Not all “reviews” are the same. Many publisher reviews and influencer roundups are monetized through affiliate links or sponsored arrangements. That doesn’t automatically make them untrustworthy, but it does change what you should look for:

  • Clear labeling: Reputable publishers explain when a link earns commission, when a product was gifted, and whether testing was independent.
  • Testing method: Look for an explanation of how the product was evaluated (duration, real-world conditions, what was compared).
  • Limits and negatives: Reviews that acknowledge downsides are typically more credible than “perfect product” takes.

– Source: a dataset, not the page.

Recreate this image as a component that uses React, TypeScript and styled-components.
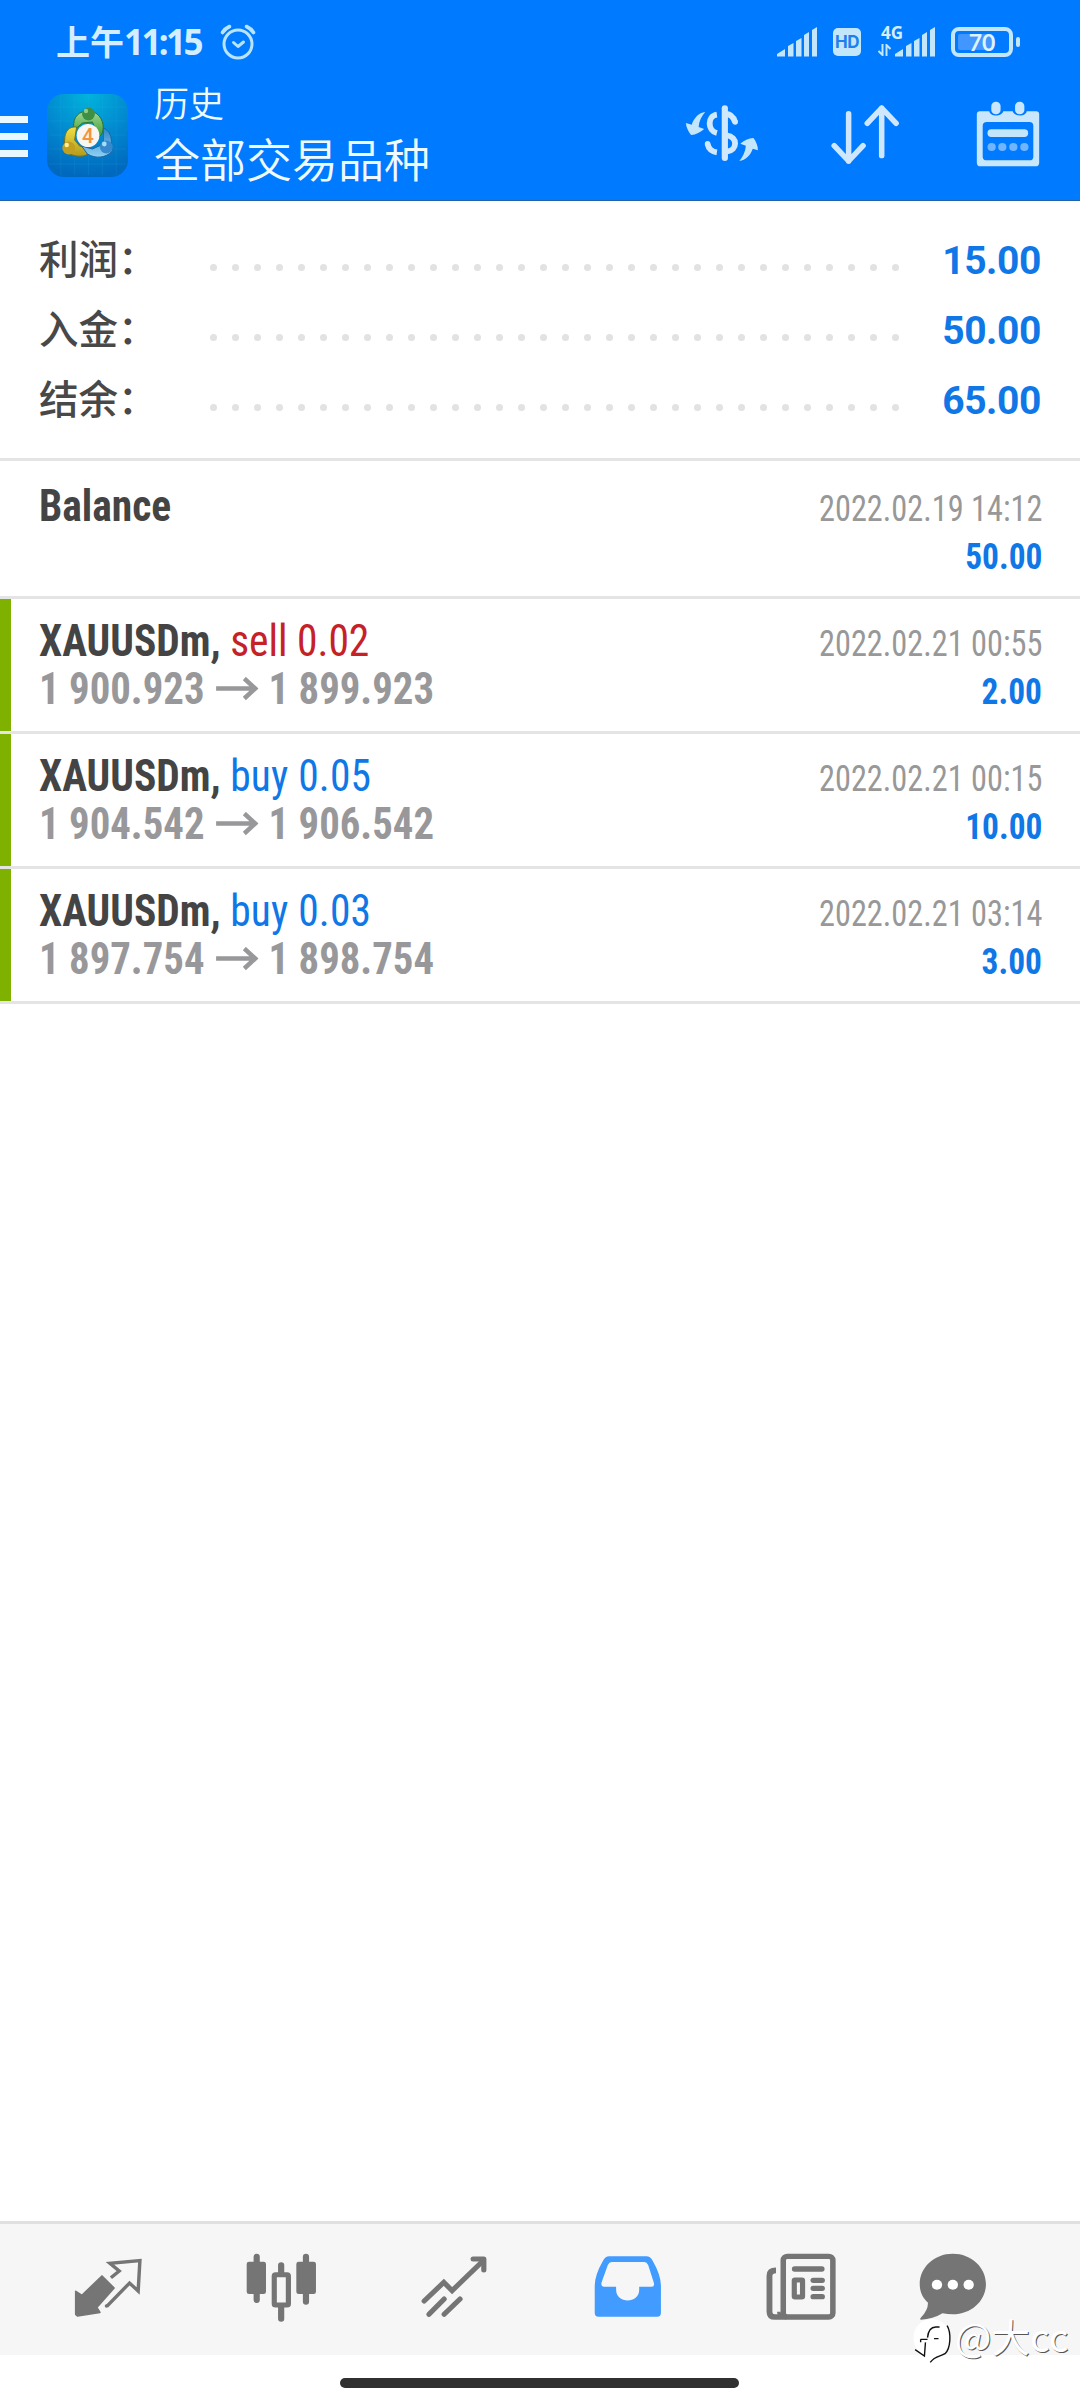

When disclosures are present, interpret the content as a combination of experience and commerce. Your job is to separate measurable claims (durability, fit, capacity) from subjective persuasion (style, “worth it” language).

4) Counterfeits: why reviews can mislead even when they’re real

One of the trickiest online-shopping problems is that reviews can be genuine but attached to listings that change over time. A product page may accumulate reviews for a previous supplier, earlier batch, or even a different item. Counterfeit risk makes this worse: you might read praise for an authentic version and receive a lookalike.

To reduce the risk:

  • Inspect the seller and fulfillment details: Prefer official brand storefronts, authorized retailers, and consistent seller histories.
  • Scrutinize “too good to be true” pricing: Deep discounts on high-demand branded items are a common counterfeit signal.
  • Check packaging and serial/lot info when it arrives: Save photos and compare to the brand’s official guidance if available.
  • Use recent reviews as a safety net: Sort by newest and search within reviews for words like “fake,” “authentic,” “packaging,” “seal,” or “warranty.”

5) Pricing clues: using “real-time” thinking to avoid overpaying

Prices online can change quickly based on demand, inventory, competitor moves, and shopper behavior. That means a review calling a product “a great value” might have been true at $79, but not at $129 today.

To shop smarter in dynamic pricing environments:

  • Anchor to a price range, not a single number: Decide your acceptable range based on alternatives and must-have features.
  • Compare across retailers: If the same model varies wildly, investigate seller legitimacy and return terms before chasing the lowest price.
  • Time your purchase with intent: If it’s not urgent, watch price movement for a few days or set alerts. If it is urgent, prioritize authenticity and shipping reliability.

6) Shopping guides vs. product reviews: how to use each

Shopping guides (especially travel, fashion, and lifestyle roundups) are often designed to help you narrow choices fast. They’re useful for discovering options, but they’re not always designed to stress-test products. Treat them as:

  • Discovery tools: good for learning what’s popular and what features matter.
  • Hypothesis builders: they suggest “what might work,” which you then validate with user reviews, return policies, and seller checks.

A disciplined workflow looks like this: guide → shortlist → verify with user reviews → validate seller/authenticity → confirm price reasonableness → buy with a strong return policy.

7) A practical “before you buy” routine (5 minutes)

  1. Read the 3-star reviews first: they often contain the most balanced pros/cons.
  2. Sort by newest: confirm the product people receive today matches what you’re about to order.
  3. Search reviews for dealbreakers: “broke,” “return,” “support,” “warranty,” “fake,” “smell,” “sizing.”
  4. Check seller + return terms: prioritize easy returns for categories with fit/quality variance.
  5. Cross-check price: compare at least one alternative retailer and one competing product.

Bottom line

Trustworthy shopping decisions come from triangulation: review quality signals, clear disclosures, seller authenticity checks, and price context. Use reviews to identify real-world trade-offs, not to outsource your judgment. When something feels off—overly perfect ratings, unclear sellers, unrealistic discounts—pause and verify before you click “Buy.”